To start our journey, we are going to take a ride back to the early 1800’s to learn about the stagecoach….
When I think of stagecoaches, I imagine those of the American Wild West, however, stagecoaches were the main form of travel for anyone who needed to cross long distances before the mass buildup of railways. The most common stagecoach was built by the Downing Company in 1827 and was called the Concord Stagecoach. This little beauty featured a wonderful invention of leather straps holding the coach versus metal springs. How did this improve travel?….Well, it swung versus jostling the passengers as they traveled over those bumpy state roads. Much desired when it would take days to cross a hundred miles.
Hard to imagine eight people stuffed in that coach…
Need a break? “Swing” stations, as they were called, were set up every 12 miles and allowed the cooped up occupants a brief ten minute stretch to use the outhouse or grab a drink. “Home” stations, the country’s first major rest areas, were built 50 miles apart and often offered a place to sleep as well as a warm meal for the weary travelers. Yet unlike more recent modes of travel, stagecoach etiquette was quite strict with a no smoking, no drinking, and definitely no-resting-of-one’s-head-on-a-fellow-passenger rule! From 1830’s to the late 1860’s, the stagecoach was the way to travel.
But with the growth of the railroad and train stations, travelers began to opt for the more comfortable, safer, and reliable method of steam or coal travel. Think about all those period movies you have seen where the train gently chugs up to the platform, giving it’s customary whistle and hum, as passengers dot on and off picking up trunks, meeting friends, or desperately trying to catch a loved one from making a terrible mistake…an often idyllic scene Whether the late 1880’s or the 1950’s, the passengers are well-dressed, well-manicured, and well-mannered, as they politely make their way to their seat, their berth, or the dining car. With the popularity of train travel reaching it’s height around the turn of the century, designers began creating cars that reflected the ornate tastes of their Edwardian customers, all while promising a quick and efficient E.T.A.
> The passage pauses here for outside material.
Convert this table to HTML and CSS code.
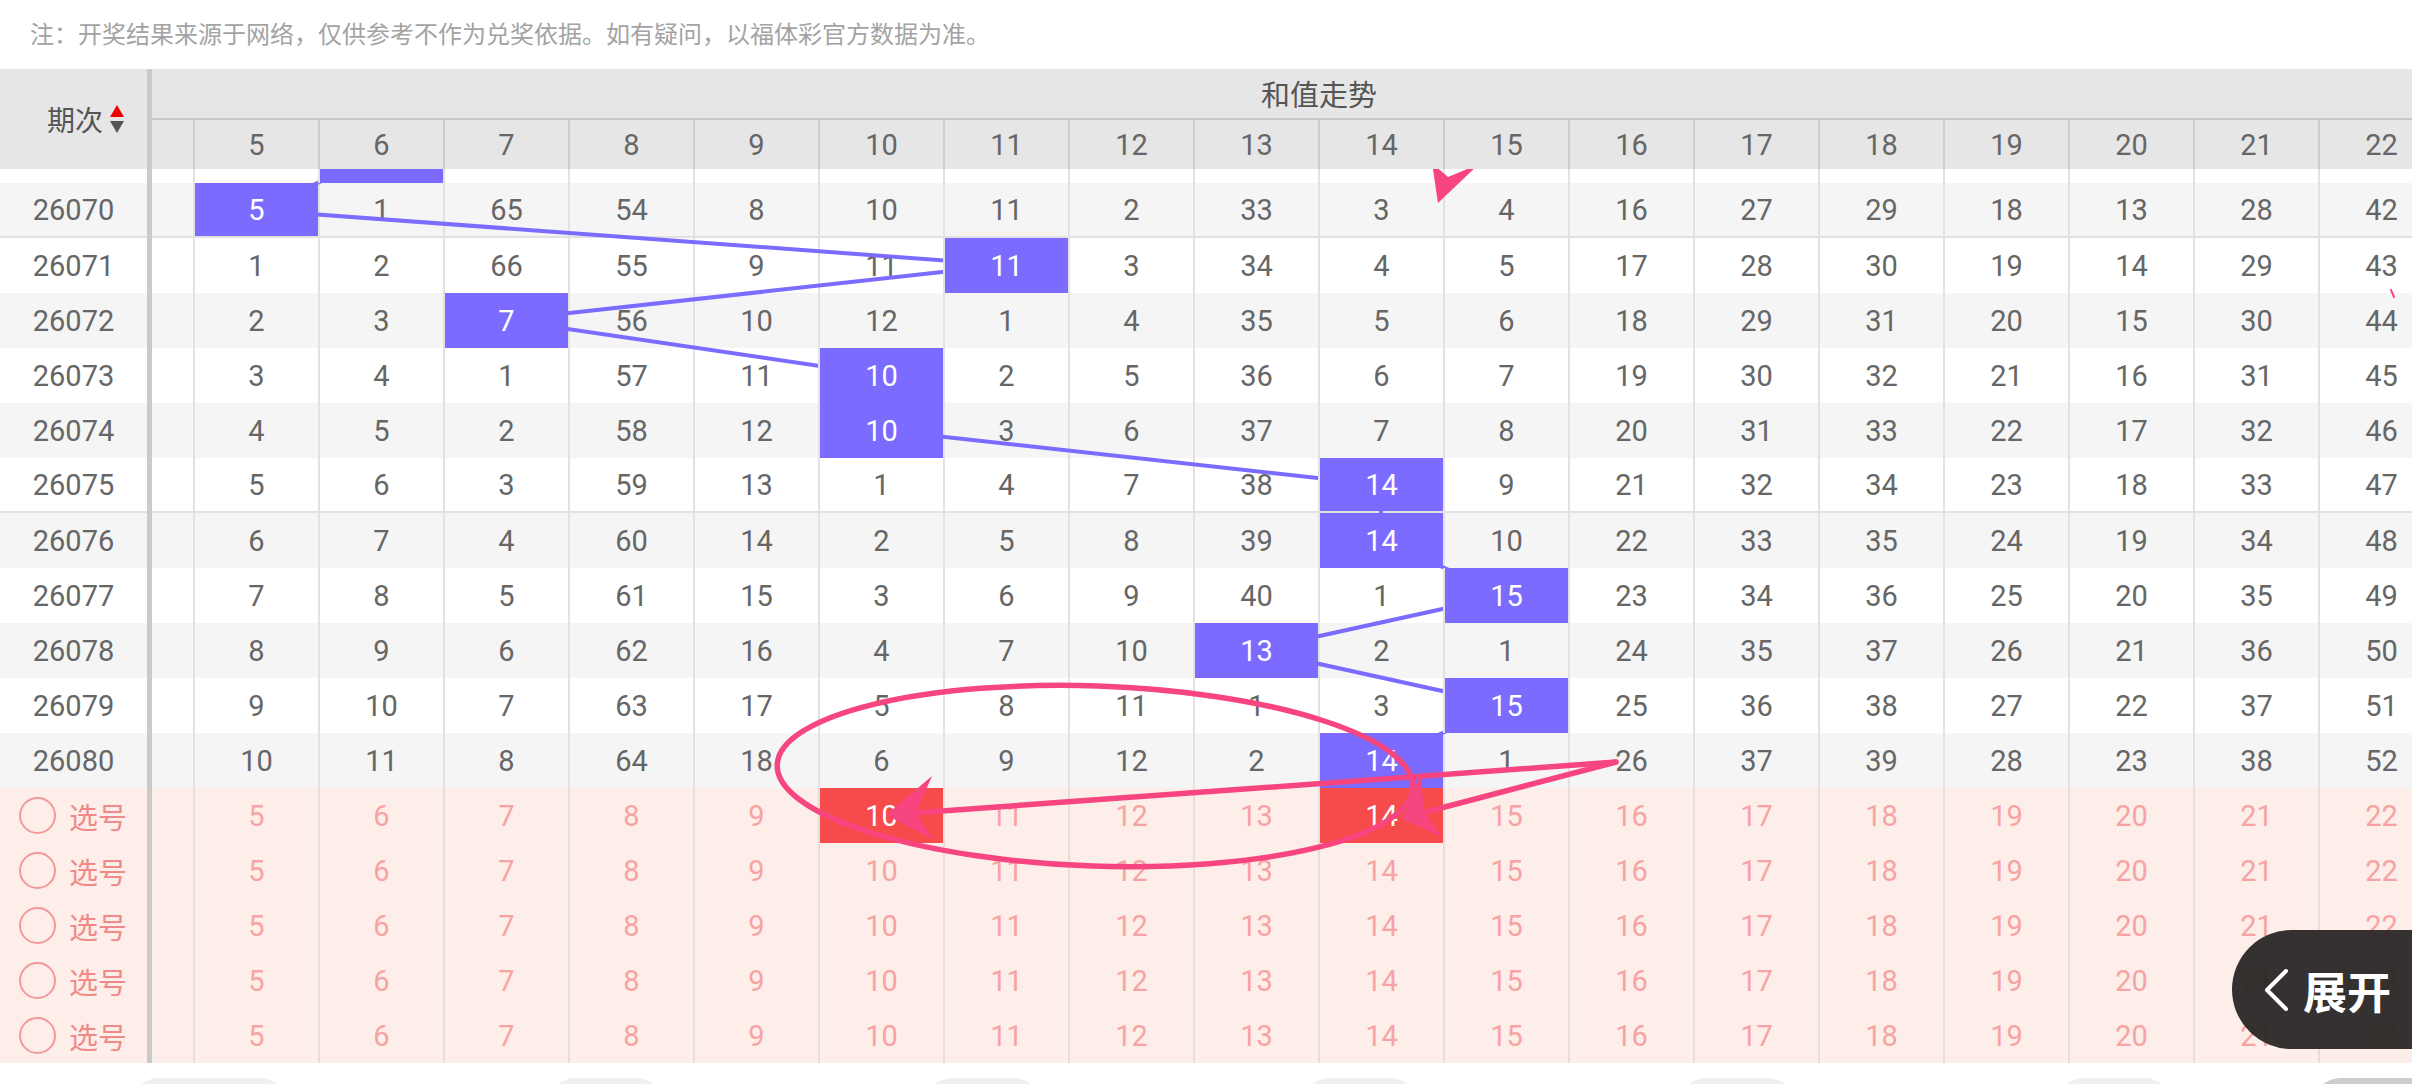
FILE: index.html
```html
<!DOCTYPE html>
<html lang="zh">
<head>
<meta charset="utf-8">
<title>和值走势</title>
<link rel="stylesheet" href="styles.css">
</head>
<body>
<div class="note">注：开奖结果来源于网络，仅供参考不作为兑奖依据。如有疑问，以福体彩官方数据为准。</div>

<div class="board">
  <div class="left">
    <div class="lhead">期次<svg class="sort" width="14" height="28" viewBox="0 0 14 28"><path d="M7 0 L14 12 L0 12 Z" fill="#f00000"/><path d="M0 16 L14 16 L7 28 Z" fill="#555"/></svg></div>
    <div class="lpart"></div>
    <div class="lrow alt sep">26070</div>
    <div class="lrow">26071</div>
    <div class="lrow alt">26072</div>
    <div class="lrow">26073</div>
    <div class="lrow alt">26074</div>
    <div class="lrow sep">26075</div>
    <div class="lrow alt">26076</div>
    <div class="lrow">26077</div>
    <div class="lrow alt">26078</div>
    <div class="lrow">26079</div>
    <div class="lrow alt">26080</div>
    <div class="lrow pick"><span class="circle"></span>选号</div>
    <div class="lrow pick"><span class="circle"></span>选号</div>
    <div class="lrow pick"><span class="circle"></span>选号</div>
    <div class="lrow pick"><span class="circle"></span>选号</div>
    <div class="lrow pick"><span class="circle"></span>选号</div>
  </div>
  <div class="divider"></div>
  <div class="trend">
    <div class="thead">
      <div class="ttitle">和值走势</div>
      <div class="tnums"><span class="pad"></span><span class="c">5</span><span class="c">6</span><span class="c">7</span><span class="c">8</span><span class="c">9</span><span class="c">10</span><span class="c">11</span><span class="c">12</span><span class="c">13</span><span class="c">14</span><span class="c">15</span><span class="c">16</span><span class="c">17</span><span class="c">18</span><span class="c">19</span><span class="c">20</span><span class="c">21</span><span class="c">22</span></div>
    </div>
    <div class="row partial"><span class="pad"></span><span class="c"></span><span class="c on"></span><span class="c"></span><span class="c"></span><span class="c"></span><span class="c"></span><span class="c"></span><span class="c"></span><span class="c"></span><span class="c"></span><span class="c"></span><span class="c"></span><span class="c"></span><span class="c"></span><span class="c"></span><span class="c"></span><span class="c"></span><span class="c"></span></div>
    <div class="row alt sep"><span class="pad"></span><span class="c on">5</span><span class="c">1</span><span class="c">65</span><span class="c">54</span><span class="c">8</span><span class="c">10</span><span class="c">11</span><span class="c">2</span><span class="c">33</span><span class="c">3</span><span class="c">4</span><span class="c">16</span><span class="c">27</span><span class="c">29</span><span class="c">18</span><span class="c">13</span><span class="c">28</span><span class="c">42</span></div>
    <div class="row"><span class="pad"></span><span class="c">1</span><span class="c">2</span><span class="c">66</span><span class="c">55</span><span class="c">9</span><span class="c">11</span><span class="c on">11</span><span class="c">3</span><span class="c">34</span><span class="c">4</span><span class="c">5</span><span class="c">17</span><span class="c">28</span><span class="c">30</span><span class="c">19</span><span class="c">14</span><span class="c">29</span><span class="c">43</span></div>
    <div class="row alt"><span class="pad"></span><span class="c">2</span><span class="c">3</span><span class="c on">7</span><span class="c">56</span><span class="c">10</span><span class="c">12</span><span class="c">1</span><span class="c">4</span><span class="c">35</span><span class="c">5</span><span class="c">6</span><span class="c">18</span><span class="c">29</span><span class="c">31</span><span class="c">20</span><span class="c">15</span><span class="c">30</span><span class="c">44</span></div>
    <div class="row"><span class="pad"></span><span class="c">3</span><span class="c">4</span><span class="c">1</span><span class="c">57</span><span class="c">11</span><span class="c on">10</span><span class="c">2</span><span class="c">5</span><span class="c">36</span><span class="c">6</span><span class="c">7</span><span class="c">19</span><span class="c">30</span><span class="c">32</span><span class="c">21</span><span class="c">16</span><span class="c">31</span><span class="c">45</span></div>
    <div class="row alt"><span class="pad"></span><span class="c">4</span><span class="c">5</span><span class="c">2</span><span class="c">58</span><span class="c">12</span><span class="c on">10</span><span class="c">3</span><span class="c">6</span><span class="c">37</span><span class="c">7</span><span class="c">8</span><span class="c">20</span><span class="c">31</span><span class="c">33</span><span class="c">22</span><span class="c">17</span><span class="c">32</span><span class="c">46</span></div>
    <div class="row sep"><span class="pad"></span><span class="c">5</span><span class="c">6</span><span class="c">3</span><span class="c">59</span><span class="c">13</span><span class="c">1</span><span class="c">4</span><span class="c">7</span><span class="c">38</span><span class="c on">14</span><span class="c">9</span><span class="c">21</span><span class="c">32</span><span class="c">34</span><span class="c">23</span><span class="c">18</span><span class="c">33</span><span class="c">47</span></div>
    <div class="row alt"><span class="pad"></span><span class="c">6</span><span class="c">7</span><span class="c">4</span><span class="c">60</span><span class="c">14</span><span class="c">2</span><span class="c">5</span><span class="c">8</span><span class="c">39</span><span class="c on">14</span><span class="c">10</span><span class="c">22</span><span class="c">33</span><span class="c">35</span><span class="c">24</span><span class="c">19</span><span class="c">34</span><span class="c">48</span></div>
    <div class="row"><span class="pad"></span><span class="c">7</span><span class="c">8</span><span class="c">5</span><span class="c">61</span><span class="c">15</span><span class="c">3</span><span class="c">6</span><span class="c">9</span><span class="c">40</span><span class="c">1</span><span class="c on">15</span><span class="c">23</span><span class="c">34</span><span class="c">36</span><span class="c">25</span><span class="c">20</span><span class="c">35</span><span class="c">49</span></div>
    <div class="row alt"><span class="pad"></span><span class="c">8</span><span class="c">9</span><span class="c">6</span><span class="c">62</span><span class="c">16</span><span class="c">4</span><span class="c">7</span><span class="c">10</span><span class="c on">13</span><span class="c">2</span><span class="c">1</span><span class="c">24</span><span class="c">35</span><span class="c">37</span><span class="c">26</span><span class="c">21</span><span class="c">36</span><span class="c">50</span></div>
    <div class="row"><span class="pad"></span><span class="c">9</span><span class="c">10</span><span class="c">7</span><span class="c">63</span><span class="c">17</span><span class="c">5</span><span class="c">8</span><span class="c">11</span><span class="c">1</span><span class="c">3</span><span class="c on">15</span><span class="c">25</span><span class="c">36</span><span class="c">38</span><span class="c">27</span><span class="c">22</span><span class="c">37</span><span class="c">51</span></div>
    <div class="row alt"><span class="pad"></span><span class="c">10</span><span class="c">11</span><span class="c">8</span><span class="c">64</span><span class="c">18</span><span class="c">6</span><span class="c">9</span><span class="c">12</span><span class="c">2</span><span class="c on">14</span><span class="c">1</span><span class="c">26</span><span class="c">37</span><span class="c">39</span><span class="c">28</span><span class="c">23</span><span class="c">38</span><span class="c">52</span></div>
    <div class="row pick"><span class="pad"></span><span class="c">5</span><span class="c">6</span><span class="c">7</span><span class="c">8</span><span class="c">9</span><span class="c red">10</span><span class="c">11</span><span class="c">12</span><span class="c">13</span><span class="c red">14</span><span class="c">15</span><span class="c">16</span><span class="c">17</span><span class="c">18</span><span class="c">19</span><span class="c">20</span><span class="c">21</span><span class="c">22</span></div>
    <div class="row pick"><span class="pad"></span><span class="c">5</span><span class="c">6</span><span class="c">7</span><span class="c">8</span><span class="c">9</span><span class="c">10</span><span class="c">11</span><span class="c">12</span><span class="c">13</span><span class="c">14</span><span class="c">15</span><span class="c">16</span><span class="c">17</span><span class="c">18</span><span class="c">19</span><span class="c">20</span><span class="c">21</span><span class="c">22</span></div>
    <div class="row pick"><span class="pad"></span><span class="c">5</span><span class="c">6</span><span class="c">7</span><span class="c">8</span><span class="c">9</span><span class="c">10</span><span class="c">11</span><span class="c">12</span><span class="c">13</span><span class="c">14</span><span class="c">15</span><span class="c">16</span><span class="c">17</span><span class="c">18</span><span class="c">19</span><span class="c">20</span><span class="c">21</span><span class="c">22</span></div>
    <div class="row pick"><span class="pad"></span><span class="c">5</span><span class="c">6</span><span class="c">7</span><span class="c">8</span><span class="c">9</span><span class="c">10</span><span class="c">11</span><span class="c">12</span><span class="c">13</span><span class="c">14</span><span class="c">15</span><span class="c">16</span><span class="c">17</span><span class="c">18</span><span class="c">19</span><span class="c">20</span><span class="c">21</span><span class="c">22</span></div>
    <div class="row pick"><span class="pad"></span><span class="c">5</span><span class="c">6</span><span class="c">7</span><span class="c">8</span><span class="c">9</span><span class="c">10</span><span class="c">11</span><span class="c">12</span><span class="c">13</span><span class="c">14</span><span class="c">15</span><span class="c">16</span><span class="c">17</span><span class="c">18</span><span class="c">19</span><span class="c">20</span><span class="c">21</span><span class="c">22</span></div>
  </div>
</div>

<div class="tabs">
  <span class="tab first"></span><span class="tab"></span><span class="tab"></span><span class="tab"></span><span class="tab"></span><span class="tab"></span><span class="tab last"></span>
</div>

<svg class="links" width="2412" height="1084" viewBox="0 0 2412 1084">
  <polyline points="381,155 256,210 1006,265 506,320 881,375 881,430 1381,485 1381,540 1506,595 1256,650 1506,705 1381,760" fill="none" stroke="#7b6bff" stroke-width="4"/>
</svg>

<svg class="annot" width="2412" height="1084" viewBox="0 0 2412 1084">
  <g fill="none" stroke="#f7457f" stroke-width="5.5" stroke-linecap="round">
    <ellipse cx="1095" cy="776" rx="318" ry="90" transform="rotate(2 1095 776)"/>
    <line x1="1616" y1="762" x2="914" y2="813"/>
    <line x1="1616" y1="762" x2="1422" y2="813"/>
    <line x1="2391" y1="290" x2="2394" y2="297" stroke-width="2"/>
  </g>
  <g fill="#f7457f">
    <path d="M886 815 L932 776 L916 813 L934 840 Z"/>
    <path d="M1402 819 L1421 773 L1424 812 L1442 837 Z"/>
    <path d="M1438 203 L1432 163 L1448 177 L1479 164 Z"/>
  </g>
</svg>

<div class="expand"><svg class="chev" width="26" height="42" viewBox="0 0 26 42"><path d="M23 2 L4 21 L23 40" fill="none" stroke="#fff" stroke-width="4" stroke-linecap="round" stroke-linejoin="round"/></svg><span>展开</span></div>
</body>
</html>
```

FILE: styles.css
```css
html, body {
  margin: 0;
  padding: 0;
  width: 2412px;
  height: 1084px;
  overflow: hidden;
  background: #ffffff;
}

body {
  position: relative;
  font-family: Roboto, "Noto Sans CJK SC", sans-serif;
  color: #666666;
}

.note {
  height: 69px;
  box-sizing: border-box;
  padding: 0 0 5px 30px;
  display: flex;
  align-items: center;
  font-family: "Noto Sans CJK SC", sans-serif;
  font-size: 24px;
  color: #a3a3a3;
}

.board {
  display: flex;
  height: 994px;
}

.left {
  width: 147px;
  flex: none;
}

.divider {
  width: 5px;
  flex: none;
  background: #cacaca;
  position: relative;
  z-index: 5;
}

.trend {
  flex: none;
  width: 2291px;
}

/* header */
.lhead {
  position: relative;
  z-index: 5;
  height: 100px;
  box-sizing: border-box;
  padding-left: 47px;
  display: flex;
  align-items: center;
  gap: 7px;
  background: #e6e6e6;
  font-family: "Noto Sans CJK SC", sans-serif;
  font-size: 28px;
  color: #555555;
}

.sort {
  display: block;
}

.thead {
  position: relative;
  z-index: 5;
  background: #e6e6e6;
}

.ttitle {
  height: 51px;
  box-sizing: border-box;
  border-bottom: 2px solid #c8c8c8;
  padding-left: 1109px;
  line-height: 48px;
  font-family: "Noto Sans CJK SC", sans-serif;
  font-size: 29px;
  color: #555555;
}

.tnums {
  display: flex;
  height: 49px;
}

.pad {
  width: 41px;
  flex: none;
}

.c {
  width: 125px;
  flex: none;
  box-sizing: border-box;
  border-left: 2px solid #e2e2e2;
  display: flex;
  align-items: center;
  justify-content: center;
  font-size: 29px;
}

.tnums .c {
  border-left-color: #cdcdcd;
}

/* left rows */
.lpart {
  height: 14px;
}

.lrow {
  height: 55px;
  box-sizing: border-box;
  display: flex;
  align-items: center;
  justify-content: center;
  font-size: 29px;
  color: #666666;
}

.alt {
  background: #f5f5f5;
}

.sep {
  border-bottom: 2px solid #e2e2e2;
}

.lrow.pick {
  background: #fdeee9;
  color: #f08a8a;
  gap: 13px;
  font-family: "Noto Sans CJK SC", sans-serif;
  font-size: 29px;
  justify-content: flex-start;
  padding-left: 19px;
}

.circle {
  width: 37px;
  height: 37px;
  box-sizing: border-box;
  border: 2px solid #f29a9a;
  border-radius: 50%;
  flex: none;
}

/* trend rows */
.row {
  display: flex;
  height: 55px;
  box-sizing: border-box;
}

.row.partial {
  height: 14px;
}

.row.pick {
  background: #fdeee9;
  color: #f7a3a3;
}

.row.pick .c {
  border-left-color: #e6dedc;
}

.c.on {
  position: relative;
  z-index: 2;
  background: #7b6bff;
  color: #ffffff;
}

.c.red {
  background: #f54b4b;
  color: #ffffff;
}

/* bottom tabs */
.tabs {
  height: 21px;
  box-sizing: border-box;
  padding-top: 15px;
  overflow: hidden;
  display: flex;
  align-items: flex-start;
}

.tab {
  flex: none;
  width: 120px;
  height: 60px;
  border-radius: 30px;
  background: #eff0f2;
  margin-left: 257px;
}

.tab.first {
  width: 160px;
  margin-left: 129px;
}

.tab.last {
  width: 200px;
  margin-left: 137px;
  background: #cdcdcd;
}

/* overlays */
.links {
  position: absolute;
  left: 0;
  top: 0;
  z-index: 1;
  pointer-events: none;
}

.annot {
  position: absolute;
  left: 0;
  top: 0;
  z-index: 3;
  pointer-events: none;
}

.expand {
  position: absolute;
  left: 2232px;
  top: 930px;
  z-index: 6;
  width: 180px;
  height: 119px;
  box-sizing: border-box;
  padding-left: 31px;
  display: flex;
  align-items: center;
  gap: 14px;
  border-radius: 60px 0 0 60px;
  background: rgba(38, 34, 34, 0.93);
  color: #ffffff;
  font-family: "Noto Sans CJK SC", sans-serif;
  font-weight: 700;
  font-size: 44px;
}

.chev {
  display: block;
  flex: none;
}
```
Although these pictures may be black and white, imagine the rich colored tapestries, gold trim, and rich mahogany paneling these late 1800’s train cars would boast.
Yet by the 1920’s and 30’s as the car and the airplane began to emerge on the travel scene, the railroads began to feel the loss as their upper-class patrons began migrating off. In a last ditch effort, the 1950’s saw a brief climax as the Pullman Palace Car Company created lovely sleeper cars.
This little train suite is adorable!
Yet as the Golden Age of the train seemed to come to a close…others were in full swing.
As soon as Henry Ford’s Model T rolled off the assembly line, the age of the automobile began. What was once seen as a silly modern contraption called the “horseless carriage”, the car began to rapidly alter not only the areas in which many lived, but society itself.
With more and more families purchasing cars, the notion of tourism took shape. It became very popular to go on long Sunday drives, visit famous national landmarks, or head to a warmer location during the colder winter months. As routes were built across the landscape, and small towns became bustling tourist “hot spots”, the car allowed even the most smallest of budgets access to a more luxurious life, even if it was only for a few days.
Hmmm…I wonder where they are headed?
But hold on modern travelers…another advancement is on the horizon….
From the time when Charles Lindbergh and Amelia Earhart helped build commercial air flights in America, air travel became, and has remained, the fastest and most common form of international travel.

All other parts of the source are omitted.